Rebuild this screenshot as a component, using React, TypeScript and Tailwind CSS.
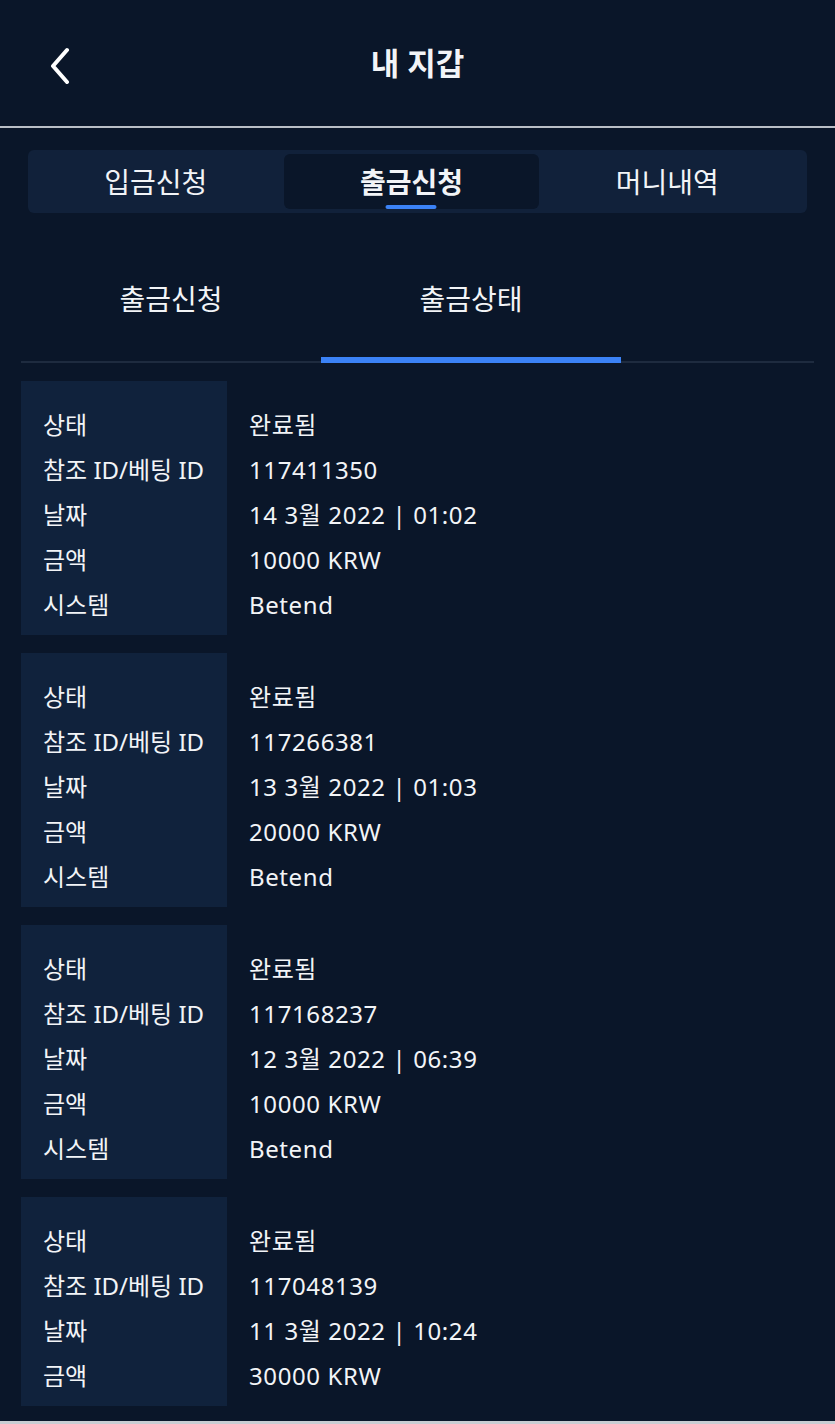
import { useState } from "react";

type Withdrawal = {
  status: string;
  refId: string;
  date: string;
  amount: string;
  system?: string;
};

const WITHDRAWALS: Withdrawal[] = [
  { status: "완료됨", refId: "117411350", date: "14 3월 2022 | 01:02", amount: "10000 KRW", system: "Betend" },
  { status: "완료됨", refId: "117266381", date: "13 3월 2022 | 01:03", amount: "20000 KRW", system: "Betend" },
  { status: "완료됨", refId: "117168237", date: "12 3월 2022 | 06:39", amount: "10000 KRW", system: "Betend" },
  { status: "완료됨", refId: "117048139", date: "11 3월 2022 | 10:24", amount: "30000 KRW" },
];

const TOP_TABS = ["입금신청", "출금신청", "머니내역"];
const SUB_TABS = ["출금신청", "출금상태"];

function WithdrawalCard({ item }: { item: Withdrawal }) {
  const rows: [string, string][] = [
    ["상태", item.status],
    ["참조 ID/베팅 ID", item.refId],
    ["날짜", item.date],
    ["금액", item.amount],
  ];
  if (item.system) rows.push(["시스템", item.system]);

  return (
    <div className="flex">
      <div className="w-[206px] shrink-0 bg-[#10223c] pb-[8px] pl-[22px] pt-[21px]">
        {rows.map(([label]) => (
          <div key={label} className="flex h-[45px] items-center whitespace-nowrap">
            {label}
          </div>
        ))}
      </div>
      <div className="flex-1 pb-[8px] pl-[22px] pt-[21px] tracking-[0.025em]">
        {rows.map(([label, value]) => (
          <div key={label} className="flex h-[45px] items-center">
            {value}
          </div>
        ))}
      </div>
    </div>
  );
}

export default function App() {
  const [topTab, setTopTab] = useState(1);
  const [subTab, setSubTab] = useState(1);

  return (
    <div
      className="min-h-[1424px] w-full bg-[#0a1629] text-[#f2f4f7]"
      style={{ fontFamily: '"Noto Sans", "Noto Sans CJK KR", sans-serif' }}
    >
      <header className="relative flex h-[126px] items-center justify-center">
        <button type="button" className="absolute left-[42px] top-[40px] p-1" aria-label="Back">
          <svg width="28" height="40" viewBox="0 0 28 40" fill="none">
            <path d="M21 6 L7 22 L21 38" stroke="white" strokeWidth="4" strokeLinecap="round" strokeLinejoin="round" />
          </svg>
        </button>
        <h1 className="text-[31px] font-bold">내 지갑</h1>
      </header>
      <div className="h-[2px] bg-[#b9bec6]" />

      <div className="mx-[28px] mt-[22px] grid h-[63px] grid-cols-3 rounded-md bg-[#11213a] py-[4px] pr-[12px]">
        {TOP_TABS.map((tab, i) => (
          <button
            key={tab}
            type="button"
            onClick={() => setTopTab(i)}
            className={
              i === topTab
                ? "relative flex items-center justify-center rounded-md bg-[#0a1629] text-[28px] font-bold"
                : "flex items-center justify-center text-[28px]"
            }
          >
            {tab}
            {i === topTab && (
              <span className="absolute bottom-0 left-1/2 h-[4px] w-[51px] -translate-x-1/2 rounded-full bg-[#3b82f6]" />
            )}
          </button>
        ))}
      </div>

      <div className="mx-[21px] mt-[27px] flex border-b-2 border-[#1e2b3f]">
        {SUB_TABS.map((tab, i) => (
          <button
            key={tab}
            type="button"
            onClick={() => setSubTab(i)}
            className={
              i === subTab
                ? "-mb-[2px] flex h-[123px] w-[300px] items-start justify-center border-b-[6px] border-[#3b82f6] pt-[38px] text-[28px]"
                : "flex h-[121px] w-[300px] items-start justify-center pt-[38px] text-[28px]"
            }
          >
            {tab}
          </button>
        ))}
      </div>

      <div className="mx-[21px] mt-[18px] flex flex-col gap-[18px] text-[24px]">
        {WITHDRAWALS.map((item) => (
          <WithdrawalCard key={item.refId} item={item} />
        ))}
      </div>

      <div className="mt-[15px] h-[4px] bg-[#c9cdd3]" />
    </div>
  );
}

*Task prompt*: Give back exactly the lines from the first line of the data through the line with "const [subTab, setSubTab] = useState(1);", pictures excluded.

*Correct output*:
Rebuild this screenshot as a component, using React, TypeScript and Tailwind CSS.
import { useState } from "react";

type Withdrawal = {
  status: string;
  refId: string;
  date: string;
  amount: string;
  system?: string;
};

const WITHDRAWALS: Withdrawal[] = [
  { status: "완료됨", refId: "117411350", date: "14 3월 2022 | 01:02", amount: "10000 KRW", system: "Betend" },
  { status: "완료됨", refId: "117266381", date: "13 3월 2022 | 01:03", amount: "20000 KRW", system: "Betend" },
  { status: "완료됨", refId: "117168237", date: "12 3월 2022 | 06:39", amount: "10000 KRW", system: "Betend" },
  { status: "완료됨", refId: "117048139", date: "11 3월 2022 | 10:24", amount: "30000 KRW" },
];

const TOP_TABS = ["입금신청", "출금신청", "머니내역"];
const SUB_TABS = ["출금신청", "출금상태"];

function WithdrawalCard({ item }: { item: Withdrawal }) {
  const rows: [string, string][] = [
    ["상태", item.status],
    ["참조 ID/베팅 ID", item.refId],
    ["날짜", item.date],
    ["금액", item.amount],
  ];
  if (item.system) rows.push(["시스템", item.system]);

  return (
    <div className="flex">
      <div className="w-[206px] shrink-0 bg-[#10223c] pb-[8px] pl-[22px] pt-[21px]">
        {rows.map(([label]) => (
          <div key={label} className="flex h-[45px] items-center whitespace-nowrap">
            {label}
          </div>
        ))}
      </div>
      <div className="flex-1 pb-[8px] pl-[22px] pt-[21px] tracking-[0.025em]">
        {rows.map(([label, value]) => (
          <div key={label} className="flex h-[45px] items-center">
            {value}
          </div>
        ))}
      </div>
    </div>
  );
}

export default function App() {
  const [topTab, setTopTab] = useState(1);
  const [subTab, setSubTab] = useState(1);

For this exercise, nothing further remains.